Search code examples
amazon-web-servicesamazon-s3checksumsha256amazon-glacier

Why is my sha256 checksum incompatible with aws glacier checksum response?


I have an archive file in ubuntu server. I uploaded this file in AWS glacier using aws cli. at the finishing, AWS gave me a checksum like this:

{"checksum": "6c126443c882b8b0be912c91617a5765050d7c99dc43b9d30e47c42635ab02d5"}

but when i checked the checksum in own server like this:

sunny@server:~/sha256sum backup.zip

return this checksum:

5ba29292a350c4a8f194c78dd0ef537ec21ca075f1fe649ae6296c7100b25ba8

why between checksums has a difference?


Solution

  • While the checksum returned by Glacier uses SHA-256, it is not a simple SHA-256 sum over the entire object. Rather, it calculates hashes for each megabyte of data, and calculates a hash for each pair of hashes, and repeats the process till one hash remains. For more information, see the documentation.

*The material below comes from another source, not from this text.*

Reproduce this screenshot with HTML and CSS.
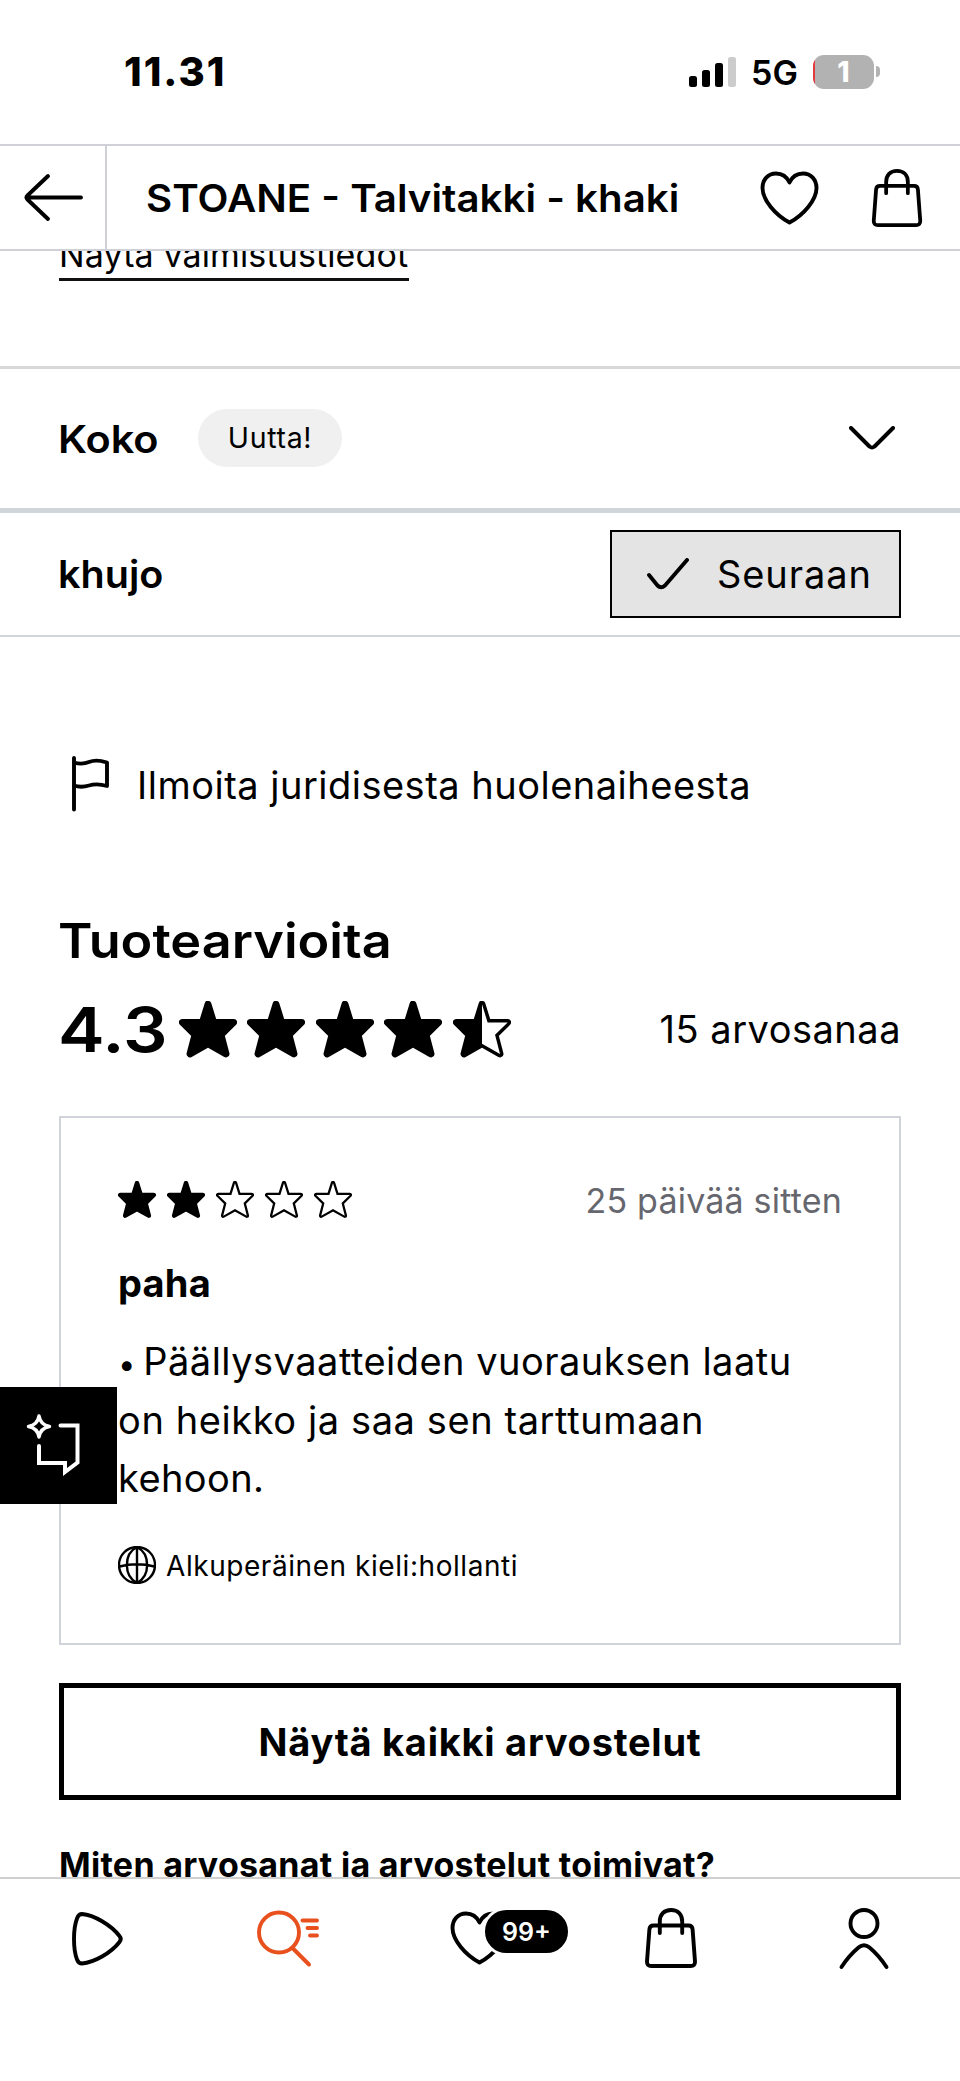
FILE: index.html
```html
<!DOCTYPE html>
<html lang="fi">
<head>
<meta charset="utf-8">
<title>STOANE - Talvitakki - khaki</title>
<link rel="stylesheet" href="styles.css">
</head>
<body>
<svg class="defs" aria-hidden="true">
  <defs>
    <path id="star-shape" d="M28.5 3.2 34 21H53.7L41.3 33.2 46.2 52 28.5 42 10.8 52 15.7 33.2 3.3 21H23Z"/>
    <symbol id="star-full" viewBox="0 0 57 56"><use href="#star-shape" class="star-ink"/></symbol>
    <symbol id="star-empty" viewBox="0 0 57 56"><use href="#star-shape" class="star-ink"/><use href="#star-shape" class="star-hole"/></symbol>
    <clipPath id="right-half"><rect x="28.5" y="0" width="29" height="56"/></clipPath>
    <symbol id="star-half" viewBox="0 0 57 56"><use href="#star-shape" class="star-ink"/><g clip-path="url(#right-half)"><use href="#star-shape" class="star-hole"/></g></symbol>
    <symbol id="heart" viewBox="0 0 64 64"><path d="M31.500 16.500C28.500 10 23 7.500 18 7.500 10 7.500 4.500 13.500 4.500 22 4.500 34 17.500 49 31.500 56.500 45.500 49 58.500 34 58.500 22 58.500 13.500 53 7.500 45 7.500 40 7.500 34.500 10 31.500 16.500Z"/></symbol>
    <symbol id="bag" viewBox="0 0 64 64"><path d="M14.500 19.500H49.500Q53.300 19.500 53.600 23.300L56 55.500Q56.200 60 51.700 60H12.300Q7.800 60 8 55.500L10.400 23.300Q10.700 19.500 14.500 19.500ZM20.800 27V15.500C20.800 8.500 25 4 32 4S43.200 8.500 43.200 15.500V27"/></symbol>
  </defs>
</svg>
<div class="screen">
  <div class="status">
    <span class="clock">11.31</span>
    <div class="signals">
      <svg class="bars" viewBox="0 0 48 32"><rect x="0" y="20" width="8" height="11" rx="2.500"/><rect x="13" y="14" width="8" height="17" rx="2.500"/><rect x="26" y="7" width="8" height="24" rx="2.500"/><rect class="bar-off" x="39" y="1" width="8" height="30" rx="2.500"/></svg>
      <span class="network">5G</span>
      <div class="battery"><span class="battery-level">1</span></div>
      <span class="battery-tip"></span>
    </div>
  </div>
  <header class="header">
    <a class="back"><svg class="icon" viewBox="0 0 64 64"><path d="M60 31.500H6M27 10 6.500 29.500Q4.500 31.500 6.500 33.500L27 53"/></svg></a>
    <h1 class="title"><span>STOANE - Talvitakki - khaki</span></h1>
    <svg class="icon header-heart"><use href="#heart"/></svg>
    <svg class="icon header-bag"><use href="#bag"/></svg>
  </header>
  <main class="content">
    <a class="details-link">Näytä valmistustiedot</a>
    <section class="size-row">
      <span class="row-label size-label">Koko</span>
      <span class="pill">Uutta!</span>
      <svg class="chevron" viewBox="0 0 46 24"><path d="M2 2 20.500 20.500Q23 22.500 25.500 20.500L44 2"/></svg>
    </section>
    <section class="brand-row">
      <span class="row-label brand-label">khujo</span>
      <button class="follow"><svg class="check" viewBox="0 0 42 32"><path d="M2 17 10.500 27.500Q14 31 18 27.500L40 2"/></svg><span>Seuraan</span></button>
    </section>
    <div class="report">
      <svg class="flag" viewBox="0 0 38 56"><path d="M3 2V53.500M3 6.500Q11 9 18 6T36 6.500V30Q26 27 18 29.500T3 29.500"/></svg>
      <span>Ilmoita juridisesta huolenaiheesta</span>
    </div>
    <h2 class="reviews-title"><span>Tuotearvioita</span></h2>
    <div class="summary">
      <div class="score"><span>4.3</span></div>
      <div class="stars stars-large"><svg><use href="#star-full"/></svg><svg><use href="#star-full"/></svg><svg><use href="#star-full"/></svg><svg><use href="#star-full"/></svg><svg><use href="#star-half"/></svg></div>
      <span class="count">15 arvosanaa</span>
    </div>
    <article class="card">
      <div class="card-top">
        <div class="stars stars-small"><svg><use href="#star-full"/></svg><svg><use href="#star-full"/></svg><svg><use href="#star-empty"/></svg><svg><use href="#star-empty"/></svg><svg><use href="#star-empty"/></svg></div>
        <span class="date">25 päivää sitten</span>
      </div>
      <h3 class="card-title">paha</h3>
      <p class="card-text"><span class="line-a"><span class="bullet">•</span>Päällysvaatteiden vuorauksen laatu</span><br><span class="line-b">on heikko ja saa sen tarttumaan</span><br>kehoon.</p>
      <div class="origin">
        <svg class="globe" viewBox="0 0 38 38"><circle cx="19" cy="19" r="18"/><path d="M19 1V37M1.500 20.500Q19 16 36.500 20.500M19 1C5.500 8 5.500 30 19 37M19 1C32.500 8 32.500 30 19 37"/></svg>
        <span>Alkuperäinen kieli:hollanti</span>
      </div>
    </article>
    <button class="all-reviews">Näytä kaikki arvostelut</button>
    <p class="how">Miten arvosanat ja arvostelut toimivat?</p>
  </main>
  <nav class="tabs">
    <a class="tab"><svg class="icon" viewBox="1 0 64 64"><path d="M19 8C31 9 48 19 56.500 30Q59 33 56.500 36C48 47 31 56.500 19 57.500Q15.500 57.500 14 53.500C10 43 10 23 14 12.500Q15.500 8 19 8Z"/></svg></a>
    <a class="tab tab-active"><svg class="icon" viewBox="0 0 64 64"><circle cx="23" cy="26.500" r="20"/><path d="M37 42.500 53 58.500M46.500 14.500H61M51.500 22H61M54 29.500H61"/></svg></a>
    <a class="tab"><svg class="icon"><use href="#heart"/></svg><span class="badge">99+</span></a>
    <a class="tab tab-bag"><svg class="icon"><use href="#bag"/></svg></a>
    <a class="tab"><svg class="icon" viewBox="0 0 64 64"><circle cx="32" cy="17.500" r="13.500"/><path d="M9.500 61Q17 49.500 26.500 41.500 32 37 37.500 41.500 47 49.500 54.500 61"/></svg></a>
  </nav>
  <a class="assistant"><svg viewBox="0 0 117 117"><path class="spark" d="M39 29Q40.500 38 49.500 39.500 40.500 41 39 50 37.500 41 28.500 39.500 37.500 38 39 29Z"/><path d="M60.500 38.500H77.500V75.500L65 85V76H39V59"/></svg></a>
</div>
</body>
</html>
```
FILE: styles.css
```css
* { box-sizing: border-box; }
body { margin: 0; background: #fff; color: #000; font-family: Inter, "Liberation Sans", sans-serif; font-size: 38px; white-space: nowrap; }
h1, h2, h3, p { margin: 0; font-weight: inherit; font-size: inherit; }
button { font: inherit; color: inherit; background: none; padding: 0; }
svg { display: block; flex: none; fill: none; stroke: #000; stroke-width: 3.900; stroke-linecap: round; stroke-linejoin: round; }
.defs { position: absolute; width: 0; height: 0; }
.screen { position: relative; display: flex; flex-direction: column; width: 960px; height: 2081px; overflow: hidden; }
.icon { width: 64px; height: 64px; }

.status { display: flex; justify-content: space-between; height: 144px; padding: 47px 80px 0 124px; }
.clock { font-size: 40px; font-weight: 800; line-height: 49px; letter-spacing: 2px; }
.signals { display: flex; align-items: center; width: 191px; height: 49px; }
.bars { width: 48px; height: 32px; fill: #000; stroke: none; }
.bar-off { fill: #ccc; }
.network { margin: 2px 0 0 14px; font-size: 34px; font-weight: 600; }
.battery { display: flex; align-items: center; justify-content: center; width: 61px; height: 34px; margin-left: auto; border-radius: 11px; background: linear-gradient(90deg, #e23b3f 2px, #b2b2b2 2px); }
.battery-level { color: #fff; font-size: 28px; font-weight: 800; }
.battery-tip { width: 4px; height: 11px; margin-left: 2px; border-radius: 0 6px 6px 0; background: #b2b2b2; }

.header { display: flex; align-items: center; height: 107px; border: solid #d0d1d8; border-width: 2px 0; }
.back { display: flex; align-items: center; width: 107px; height: 100%; padding-left: 21px; border-right: 2px solid #d0d1d8; }
.title { flex: 1; padding-left: 39px; font-weight: 600; }
.title span, .row-label, .reviews-title span, .score span { display: inline-block; transform-origin: left center; }
.title span { transform: scaleX(1.060); }
.header-heart { margin-right: 44px; }
.header-bag { width: 62px; height: 62px; margin-right: 32px; }

.content { height: 1626px; overflow: hidden; padding: 0 59px; }
.details-link { display: block; width: 350px; height: 52px; margin-top: -22px; border-bottom: 3px solid #111; font-size: 34px; line-height: 52px; letter-spacing: .120px; }
.size-row { display: flex; align-items: center; height: 142px; margin: 85px -59px 0; padding: 0 65px 0 58px; border-top: 3px solid #d6d8da; }
.row-label { font-weight: 600; transform: scaleX(1.090); }
.size-label { width: 140px; }
.pill { display: flex; align-items: center; justify-content: center; width: 144px; height: 58px; margin-bottom: 2px; border-radius: 29px; background: #f0f0f0; font-size: 28.500px; letter-spacing: .700px; }
.chevron { width: 46px; height: 24px; margin: 0 0 2px auto; }
.brand-row { display: flex; align-items: center; justify-content: space-between; height: 129px; margin: 0 -59px; padding: 0 59px 0 58px; border: solid #d0d5da; border-width: 5px 0 2px; }
.brand-label { transform: scaleX(1.040); }
.follow { display: flex; align-items: center; width: 291px; height: 88px; padding-left: 35px; gap: 28px; border: 2px solid #000; background: #e4e4e4; letter-spacing: .900px; }
.check { width: 42px; height: 32px; }
.report { display: flex; align-items: center; height: 58px; margin-top: 119px; padding-left: 12px; gap: 28px; letter-spacing: .490px; }
.flag { width: 38px; height: 56px; margin-bottom: 3px; }
.reviews-title { margin-top: 97px; font-size: 48px; line-height: 60px; font-weight: 600; }
.reviews-title span { margin-left: -1px; transform: scaleX(1.088); }
.summary { display: flex; align-items: center; height: 60px; margin-top: 28px; }
.score { width: 120px; font-size: 62px; font-weight: 600; }
.score span { margin-left: -1px; transform: scaleX(1.130); }
.stars { display: flex; }
.star-ink { fill: #000; stroke: #000; stroke-width: 6.800px; }
.star-hole { fill: #fff; stroke: none; }
.stars-large { gap: 10.400px; }
.stars-large svg { width: 58px; height: 57px; }
.stars-small { gap: 11px; }
.stars-small svg { width: 38px; height: 37.300px; }
.count { margin-left: auto; letter-spacing: .500px; }
.card { height: 529px; margin-top: 57px; padding: 62px 57px 0 57px; border: 2px solid #d0d4da; }
.card-top { display: flex; align-items: center; justify-content: space-between; height: 40px; }
.date { color: #66676e; font-size: 34px; letter-spacing: .200px; }
.card-title { margin-top: 38px; line-height: 50px; font-weight: 700; letter-spacing: .200px; }
.card-text { margin-top: 24px; line-height: 58.600px; letter-spacing: .400px; }
.bullet { display: inline-block; width: 25.300px; font-size: 31px; line-height: 1; }
.line-a { letter-spacing: .480px; }
.line-b { letter-spacing: .590px; }
.origin { display: flex; align-items: center; height: 40px; margin-top: 37px; gap: 10px; font-size: 28px; letter-spacing: .560px; }
.origin span { padding-top: 2px; }
.globe { width: 38px; height: 38px; stroke-width: 2.400; }
.all-reviews { display: block; width: 842px; height: 117px; margin-top: 38px; border: 5px solid #000; font-weight: 700; letter-spacing: .750px; }
.how { margin-top: 40px; font-size: 34px; line-height: 50px; font-weight: 700; letter-spacing: .280px; }

.tabs { display: grid; grid-template-columns: repeat(5, 1fr); height: 204px; padding-top: 27px; border-top: 2px solid #d0d0d0; }
.tab { position: relative; display: flex; justify-content: center; height: 64px; }
.tab-bag { padding-right: 3px; }
.tab-active svg { stroke: #e8501e; }
.badge { position: absolute; left: 98px; top: 1px; display: flex; align-items: center; justify-content: center; width: 89px; height: 49px; border: 3px solid #fff; border-radius: 25px; background: #000; color: #fff; font-size: 25px; font-weight: 600; }
.assistant { position: absolute; left: 0; top: 1387px; width: 117px; height: 117px; background: #000; }
.assistant svg { stroke: #fff; stroke-width: 4; stroke-linejoin: miter; }
.assistant .spark { stroke-linejoin: round; stroke-width: 3.500; }
```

    Here's is a simple implementation in Python

    #!/usr/bin/env python3
    import hashlib
    import sys
    import binascii
    
    # Given a file object (opened in binary mode), calculate the checksum used by glacier
    def calc_hash_tree(fileobj):
        chunk_size = 1048576
    
        # Calculate a list of hashes for each chunk in the fileobj
        chunks = []
        while True:
            chunk = f.read(chunk_size)
            if len(chunk) == 0:
                break
            chunks.append(hashlib.sha256(chunk).digest())
        
        # Now calculate each level of the tree till one digest remains
        while len(chunks) > 1:
            next_chunks = []
            while len(chunks) > 1:
                next_chunks.append(hashlib.sha256(chunks.pop(0) + chunks.pop(0)).digest())
            if len(chunks) > 0:
                next_chunks.append(chunks.pop(0))
            chunks = next_chunks
    
        # The final remaining hash is the root of the tree:
        return binascii.hexlify(chunks[0]).decode("utf-8")
    
    if __name__ == "__main__":
        with open(sys.argv[1], "rb") as f:
            print(calc_hash_tree(f))
    

    You can call it on a single file like this:

    $ ./glacier_checksum.py backup.zip